We studied 11 CSS pts with CMR. Standard volumes and LGE-CMR scans were carried out on a 1.5-T scanner (Siemens, Germany), with a dedicated cardiac protocol including right and left ventricular volumes, regional and global wall motion assessment, tissue characterization with T1 and T2-weighted sequences, T1 and T2 mapping and conventional late-enhancement (LGE). MOLLI T1 maps were acquired from 3 short axis slices, extracellular volume was derived from pre and post contrast MOLLI T1 mapping calibrated by blood hematocrit.

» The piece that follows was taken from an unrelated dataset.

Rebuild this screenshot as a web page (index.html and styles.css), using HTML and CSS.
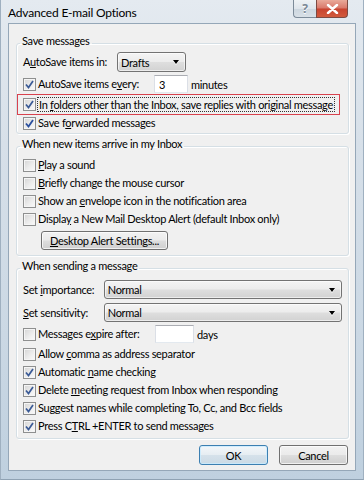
FILE: index.html
```html
<!DOCTYPE html>
<html>
<head>
<meta charset="utf-8">
<link rel="stylesheet" href="styles.css">
</head>
<body>
<div class="window">
  <div class="titlebar">
    <span class="title">Advanced E-mail Options</span>
    <div class="caption-btns">
      <span class="cbtn help">?</span>
      <span class="cbtn close"><svg width="13" height="10" viewBox="0 0 13 10"><path d="M2 1 L11 9 M11 1 L2 9" stroke="#fff" stroke-width="2.4" stroke-linecap="round"/></svg></span>
    </div>
  </div>
  <div class="client">
    <fieldset class="group g1">
      <legend>Save messages</legend>
      <div class="row row-combo">
        <span class="lbl lbl-autosave">A<u>u</u>toSave items in:</span>
        <span class="combo combo-drafts"><span>Drafts</span><i class="arrow"></i></span>
      </div>
      <div class="row row-input">
        <span class="cb on"><svg viewBox="0 0 11 11"><path d="M2 5.5 L4.5 8.5 L9 2" fill="none" stroke="#3a5a96" stroke-width="1.7"/></svg></span>
        <span class="lbl lbl-every">AutoSave items e<u>v</u>ery:</span>
        <span class="textbox tb-minutes">3</span>
        <span class="after">minutes</span>
      </div>
      <div class="row row-marked">
        <span class="cb on"><svg viewBox="0 0 11 11"><path d="M2 5.5 L4.5 8.5 L9 2" fill="none" stroke="#3a5a96" stroke-width="1.7"/></svg></span>
        <span class="lbl focus">In <u>f</u>olders other than the Inbox, save replies with original message</span>
      </div>
      <div class="row row-last1">
        <span class="cb on"><svg viewBox="0 0 11 11"><path d="M2 5.5 L4.5 8.5 L9 2" fill="none" stroke="#2a4f9e" stroke-width="1.8"/></svg></span>
        <span class="lbl">Save f<u>o</u>rwarded messages</span>
      </div>
    </fieldset>

    <fieldset class="group g2">
      <legend>When new items arrive in my Inbox</legend>
      <div class="row"><span class="cb"></span><span class="lbl"><u>P</u>lay a sound</span></div>
      <div class="row"><span class="cb"></span><span class="lbl"><u>B</u>riefly change the mouse cursor</span></div>
      <div class="row"><span class="cb"></span><span class="lbl">Show an <u>e</u>nvelope icon in the notification area</span></div>
      <div class="row"><span class="cb"></span><span class="lbl">Displa<u>y</u> a New Mail Desktop Alert (default Inbox only)</span></div>
      <span class="btn btn-alert"><u>D</u>esktop Alert Settings...</span>
    </fieldset>

    <fieldset class="group g3">
      <legend>When sending a message</legend>
      <div class="row row-combo2">
        <span class="lbl lbl-set">Set <u>i</u>mportance:</span>
        <span class="combo combo-wide"><span>Normal</span><i class="arrow"></i></span>
      </div>
      <div class="row row-combo2 second">
        <span class="lbl lbl-set"><u>S</u>et sensitivity:</span>
        <span class="combo combo-wide"><span>Normal</span><i class="arrow"></i></span>
      </div>
      <div class="row row-expire">
        <span class="cb"></span>
        <span class="lbl lbl-expire">Messages e<u>x</u>pire after:</span>
        <span class="textbox tb-days"></span>
        <span class="after">days</span>
      </div>
      <div class="row"><span class="cb"></span><span class="lbl">Allow <u>c</u>omma as address separator</span></div>
      <div class="row"><span class="cb on"><svg viewBox="0 0 11 11"><path d="M2 5.5 L4.5 8.5 L9 2" fill="none" stroke="#3a5a96" stroke-width="1.7"/></svg></span><span class="lbl">Automatic <u>n</u>ame checking</span></div>
      <div class="row"><span class="cb on"><svg viewBox="0 0 11 11"><path d="M2 5.5 L4.5 8.5 L9 2" fill="none" stroke="#3a5a96" stroke-width="1.7"/></svg></span><span class="lbl">Delete <u>m</u>eeting request from Inbox when responding</span></div>
      <div class="row"><span class="cb on"><svg viewBox="0 0 11 11"><path d="M2 5.5 L4.5 8.5 L9 2" fill="none" stroke="#3a5a96" stroke-width="1.7"/></svg></span><span class="lbl">Su<u>g</u>gest names while completing To, Cc, and Bcc fields</span></div>
      <div class="row"><span class="cb on"><svg viewBox="0 0 11 11"><path d="M2 5.5 L4.5 8.5 L9 2" fill="none" stroke="#3a5a96" stroke-width="1.7"/></svg></span><span class="lbl">Press C<u>T</u>RL +ENTER to send messages</span></div>
    </fieldset>

    <div class="actions">
      <span class="btn btn-ok">OK</span>
      <span class="btn btn-cancel">Cancel</span>
    </div>
  </div>
</div>
</body>
</html>
```

FILE: styles.css
```css
* { box-sizing: border-box; }
html, body { margin: 0; padding: 0; }
body {
  width: 364px;
  height: 480px;
  overflow: hidden;
  font-family: Lato, "Noto Sans", sans-serif;
  font-size: 11px;
  letter-spacing: -0.3px;
  color: #000;
  background: #fff;
}
.window {
  width: 364px;
  height: 480px;
  display: flex;
  flex-direction: column;
  padding: 0 7px 8px 7px;
  background: linear-gradient(180deg, #e4eaf0 0%, #d7e0e9 30%, #cbd8e4 70%, #bfd0df 100%);
  border-left: 1px solid #9fb0c0;
  border-right: 1px solid #9fb0c0;
  border-bottom: 1px solid #8fa2b3;
}
.titlebar {
  height: 23px;
  flex: none;
  display: flex;
  justify-content: space-between;
  align-items: flex-start;
}
.title {
  padding-top: 5px;
  line-height: 15px;
  font-size: 12px;
  letter-spacing: -0.2px;
  color: #000;
}
.caption-btns {
  display: flex;
  margin-right: 8px;
}
.cbtn {
  height: 18px;
  display: flex;
  align-items: center;
  justify-content: center;
  border: 1px solid #7c8b99;
  border-top: none;
}
.help {
  width: 23px;
  border-radius: 0 0 0 4px;
  border-right: none;
  background: linear-gradient(180deg, #eef2f5 0%, #dfe6ec 50%, #ccd6df 51%, #d8e0e7 100%);
  color: #7a8896;
  font-family: "Noto Sans", sans-serif;
  font-weight: bold;
  font-size: 12px;
  letter-spacing: 0;
  text-shadow: 0 1px 0 #fff;
}
.close {
  width: 32px;
  border-radius: 0 0 4px 0;
  border-color: #7d4a42;
  background: linear-gradient(180deg, #e9aa9a 0%, #d9786a 48%, #c8432f 52%, #d25a3c 100%);
}
.client {
  flex: 1;
  display: flex;
  flex-direction: column;
  background: #f0f0f0;
  border: 1px solid #95a7b8;
  padding: 10px 6px 5px 7px;
}
.group {
  margin: 0;
  min-width: 0;
  border: 1px solid #d5dfe5;
  border-radius: 3px;
  padding: 0 6px 0 6px;
  box-shadow: 1px 1px 0 #fff, inset 1px 1px 0 #fff;
}
.group legend {
  padding: 0 2px 4px 2px;
  margin-left: -3px;
  line-height: 14px;
  color: #000;
}
.g1 { padding-bottom: 2px; }
.g2 { margin-top: 3px; padding-top: 1px; padding-bottom: 5px; }
.g3 { margin-top: 3px; padding-bottom: 3px; }

.row {
  display: flex;
  align-items: center;
  height: 18px;
  white-space: nowrap;
}
.lbl { line-height: 14px; }
.row-combo { height: 20px; }
.row-input { margin-top: 3px; }
.row-marked {
  margin-top: 1px;
  height: 21px;
  margin-left: -6px;
  margin-right: 2px;
  padding-left: 5px;
  border: 1.5px solid #d8424e;
}
.row-last1 { height: 16px; }
.focus {
  outline: 1px dotted #333;
  outline-offset: 0;
  padding: 0 1px;
  line-height: 13px;
}
.lbl-autosave { width: 94px; }
.lbl-every { width: 116px; }
.lbl-set { width: 81px; }
.lbl-expire { width: 117px; }
.row-combo2 { height: 19px; margin-top: 3px; }
.row-combo2.second { margin-top: 4px; }
.row-expire { margin-top: 3px; margin-bottom: 2px; }

.cb {
  flex: none;
  width: 13px;
  height: 13px;
  margin-right: 2px;
  border: 1px solid #8e8f8f;
  background: linear-gradient(135deg, #d4d4d4 0%, #ececec 55%, #fbfbfb 100%);
  box-shadow: inset 0 0 0 1px #f5f5f5;
  display: flex;
  align-items: center;
  justify-content: center;
}
.cb svg { width: 11px; height: 11px; display: block; }

.combo {
  display: flex;
  align-items: center;
  justify-content: space-between;
  height: 100%;
  padding: 0 6px 0 3px;
  border: 1px solid #737373;
  border-radius: 3px;
  background: linear-gradient(180deg, #f4f4f4 0%, #ececec 48%, #dedede 52%, #d2d2d2 100%);
  box-shadow: inset 0 0 0 1px rgba(255,255,255,0.6);
}
.combo-drafts { width: 69px; }
.combo-wide { width: 239px; }
.arrow {
  width: 0;
  height: 0;
  border-left: 3.5px solid transparent;
  border-right: 3.5px solid transparent;
  border-top: 4px solid #000;
  filter: drop-shadow(0 1px 0 #fff);
}

.textbox {
  display: flex;
  align-items: center;
  background: #fff;
  border: 1px solid #dbdfe6;
  border-top-color: #abadb3;
  border-bottom-color: #e3e9ef;
  padding-left: 4px;
}
.tb-minutes { width: 34px; height: 18px; }
.tb-days { width: 39px; height: 18px; }
.after { margin-left: 3px; }

.btn {
  display: flex;
  align-items: center;
  justify-content: center;
  border: 1px solid #707070;
  border-radius: 3px;
  background: linear-gradient(180deg, #f2f2f2 0%, #ebebeb 48%, #dddddd 52%, #cfcfcf 100%);
  box-shadow: inset 0 0 0 1px rgba(255,255,255,0.7);
  white-space: nowrap;
}
.btn-alert {
  width: 127px;
  height: 19px;
  margin-top: 3px;
  margin-left: 18px;
}
.actions {
  display: flex;
  justify-content: flex-end;
  gap: 11px;
  margin-top: 6px;
  margin-right: 1px;
}
.btn-ok, .btn-cancel { width: 69px; height: 20px; }
.btn-ok {
  border-color: #3c7fb1;
  background: linear-gradient(180deg, #f3f7fa 0%, #e6edf2 48%, #d5e1ea 52%, #cbdae5 100%);
  box-shadow: inset 0 0 0 1px rgba(200,235,255,0.8);
}
```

Nine out of 11 pts showed the following cardiac involvement: pericarditis (3/11), STEMI (3/11), heart failure (3/11). We observed a case of severe cardiogenic shock requiring extracorporeal membrane oxygenation (ECMO). Intraventricular thrombus was detected in 3 out of 11 pts, 2 developed cardio-embolic stroke. Comparing pts with CSS with normal subjects indexed volumes tended to be higher (EDVI 91.22 ± 10.34 ml vs. 71.45 ± 5.6 ml, p n.s.; ESVI 46.89 ± 10.47 ml vs. 24 ± 1.55 ml n.s.) and LVEF resulted significantly lower (EF 52.78 ± 6.47 % vs. EF 68.73 ± 5.2 %, p 0.04), with no differences in cardiac mass and right ventricular function. LGE was detected in 9 out of 11 pts (82%), 2 with endocardial LGE, 3 intramyocardial LGE, 3 LGE of papillary muscles, 1 LGE with infiltrative pattern. Higher values of pre-contrast T1 (989.2 ± 16.20 ms vs. 953 ± 7.42, p 0.036) were detected in CSS pts compared to the control group. Patients with EF < 60% had higher LV volumes compared to those with EF ≥ 60% (EDVI 116 ± 12 ml vs 70 ± 6 ml, p=0.004; ESVI 77 ± 10 ml vs 22 ± 2 ml, p< 0.001; EF 34 ± 5 vs 69 ± 2, p< 0.001) and higher ECV compared to healthy subjects (ECV 0.30 ± 0.01 vs. 0.26 ± 0.01 %, p=0.04).
Patients with CSS have lower LVEF and higher pre-contrast T1 values. LGE was positive in the majority of patients, most often with an endocardial layer pattern. In above 25% of patients a left ventricular thrombus was detected by CMRI.